Der defensive Mittelfeldspieler kennt solche Phasen. "Ich hadere leicht, frage: Sind die Trainer schuld, bin ich schuld? Ich bin ein sehr empathischer, einfühlungsvermögender Mensch", sagt Fery über Fery. Der für sein Spiel "Vertrauen und Wertschätzung" brauche. Die Trainer Gerd Klaus oder Tobias Strobl hätten ihm genau das vermittelt. Prompt habe die Leistung gepasst. Wie jetzt unter Kleinhenz. Über den er sagt: "Ich teile viele Facetten, die Victor ausmachen. Er ist ein reflektierender Mann, der sich Fehler eingesteht und daraus lernt. Nur wer sich hinterfragt, kann Entwicklungsschritte gehen. Victor ist ein Glücksgriff für den Verein." Da bekommt Kleinhenz feuchte Augen: "Jetzt werde ich fast etwas emotional."

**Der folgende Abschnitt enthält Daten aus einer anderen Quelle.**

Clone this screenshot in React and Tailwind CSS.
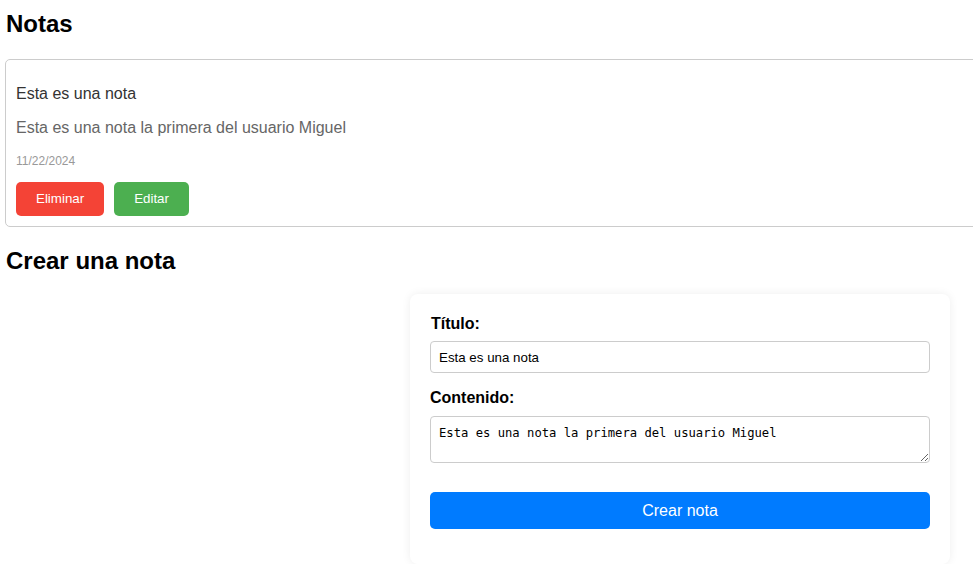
import { useState } from 'react';

const notes = [
  {
    id: 1,
    title: 'Esta es una nota',
    content: 'Esta es una nota la primera del usuario Miguel',
    date: '11/22/2024',
  },
];

const NoteCard = ({ note }) => (
  <div className="border border-[#ccc] rounded-[5px] px-[10px] pb-[10px] pt-[25px]">
    <p className="text-[16px] leading-[18px] text-[#333]">{note.title}</p>
    <p className="mt-4 text-[16px] leading-[18px] text-[#666]">{note.content}</p>
    <p className="mt-[17px] text-[12px] leading-[14px] text-[#999]">{note.date}</p>
    <div className="mt-[14px] flex gap-[10px]">
      <button className="h-[34px] px-5 rounded-[5px] bg-[#f44336] text-white text-[13.33px]">
        Eliminar
      </button>
      <button className="h-[34px] px-5 rounded-[5px] bg-[#4caf50] text-white text-[13.33px]">
        Editar
      </button>
    </div>
  </div>
);

const NoteForm = () => {
  const [title, setTitle] = useState('Esta es una nota');
  const [content, setContent] = useState('Esta es una nota la primera del usuario Miguel');

  return (
    <form
      className="mx-auto w-[540px] bg-white rounded-lg px-5 pt-[21px] pb-[35px] shadow-[0_0_10px_rgba(0,0,0,0.07)]"
      onSubmit={(e) => e.preventDefault()}
    >
      <label className="block text-[16px] leading-[18px] font-bold text-black pl-px">Título:</label>
      <input
        className="mt-2 block w-full h-[32px] px-2 border border-[#ccc] rounded-[4px] text-[13.33px] text-black outline-none"
        value={title}
        onChange={(e) => setTitle(e.target.value)}
      />
      <label className="mt-4 block text-[16px] leading-[18px] font-bold text-black">Contenido:</label>
      <textarea
        className="mt-[9px] block w-full h-[47px] px-2 pt-[9px] pb-[3px] border border-[#ccc] rounded-[4px] text-[12.2px] leading-[15px] text-black outline-none font-['DejaVu_Sans_Mono',monospace]"
        value={content}
        onChange={(e) => setContent(e.target.value)}
      />
      <button
        type="submit"
        className="mt-[29px] block w-full h-[37px] rounded-[5px] bg-[#007bff] text-white text-[16px]"
      >
        Crear nota
      </button>
    </form>
  );
};

export default function App() {
  return (
    <div className="w-[1360px] px-[5px] bg-white font-['Liberation_Sans',Arial,sans-serif]">
      <h2 className="pt-[10px] text-[24px] leading-[27px] font-bold text-black pl-px">Notas</h2>
      <div className="mt-[22px] flex flex-col gap-4">
        {notes.map((note) => (
          <NoteCard key={note.id} note={note} />
        ))}
      </div>
      <h2 className="mt-5 text-[24px] leading-[27px] font-bold text-black pl-px">Crear una nota</h2>
      <div className="mt-5">
        <NoteForm />
      </div>
    </div>
  );
}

Fußballerisch komme ihm ein von Dominanz und Ballbesitz genauso wie von Emotionen geprägtes Teamspiel entgegen. "Ich bin ein ballsicherer Spieler mit gutem Auge und sauberer Technik. Ich gehe gerne in Zweikämpfe, kann ein Spiel gut lesen und antizipieren." Wo viel Selbstbewusstsein ist, ist auch Selbstzweifel. Zum Beispiel beim Torabschluss: "Ich bin einer, der lieber schaut, wer besser steht. Wenn man uns beim Torschusstraining zuschaut, sieht man, dass es nicht so viele gibt, die es besser können. Nur kann ich das nicht ins Spiel transportieren."
Wechsel-Gedanken nach dem Schalke-Spiel
Einmal hat er kurz gezuckt, zu wechseln. Nach dem mit 1:4 verlorenen DFB-Pokal-Spiel auf Schalke im November 2020, in der Corona-Zwangspause. Doch "Tobi Strobl war für mich ein so immens wichtiger und guter Trainer, dass ich sofort verlängert habe, als er sagte: Ich habe vorgelegt, jetzt musst du nachlegen. Da habe ich zu meiner Frau gesagt, jetzt muss ich hier weitermachen."
Nun hat Kleinhenz auch etwas zu ihm gesagt: Nämlich, dass Fery in dieser Saison acht oder neun Tore erzielen werde. Doch der schaut lieber auf Freitagabend, aufs Derby: "Die Unterstützung durch unsere Fans ist dieses Jahr außergewöhnlich cool. Wir wollen ihnen als Mannschaft mit einem Derbysieg etwas zurückgeben."
Die Vorzeichen stehen nicht gerade schlecht: Der FC 05 hat sechs Punkte Vorsprung auf die Kickers und ein Spiel weniger. Kleinhenz steht der komplette Kader zur Verfügung. Gegen die Würzburger, die seit sieben Partien nicht mehr verloren und unter ihrem neuen Trainer Martin Lanig zuletzt zweimal klar gewonnen haben, plant er keine überraschenden Kniffe. Dass Angreifer Joshua Endres nach überstandener Zerrung sofort wieder eine Option auf die Startelf sei, lässt Kleinhenz jedoch durchblicken.
Innenverteidiger Thomas Meißner kommt zum FC 05
Und dann ist da noch ein Neuzugang, der aufgrund seiner Vita als Statement verstanden werden darf: Thomas Meißner kehrt zu seinem Jugendverein zurück. Der 33-jährige Donnersdorfer spielte bis Sommer für den nordmazedonischen Erstligisten FK Gostivar. Über den Nachwuchs von 1860 München sowie die Bundesliga-Reserven von Mainz und Dortmund hatte er den Sprung in den Profi-Fußball geschafft – zunächst beim MSV Duisburg. Es folgten Engagements in Holland und Ungarn sowie bei Hansa Rostock.

Meißner blickt auf 58 Einsätze in der zweiten und 103 in der dritten Liga sowie 67 in der niederländischen Ehrendivision. Er könnte bereits am Freitagabend im Kader stehen, wenn die Spielberechtigung rechtzeitig eintrifft. Sportleiter Andreas Brendler sagt. "Wir wollen seit etwa zwei Jahren, dass die besten Spieler der Region wieder bei uns spielen." Meißner gehöre "mit dieser unfassbaren Erfahrung und Präsenz definitiv dazu".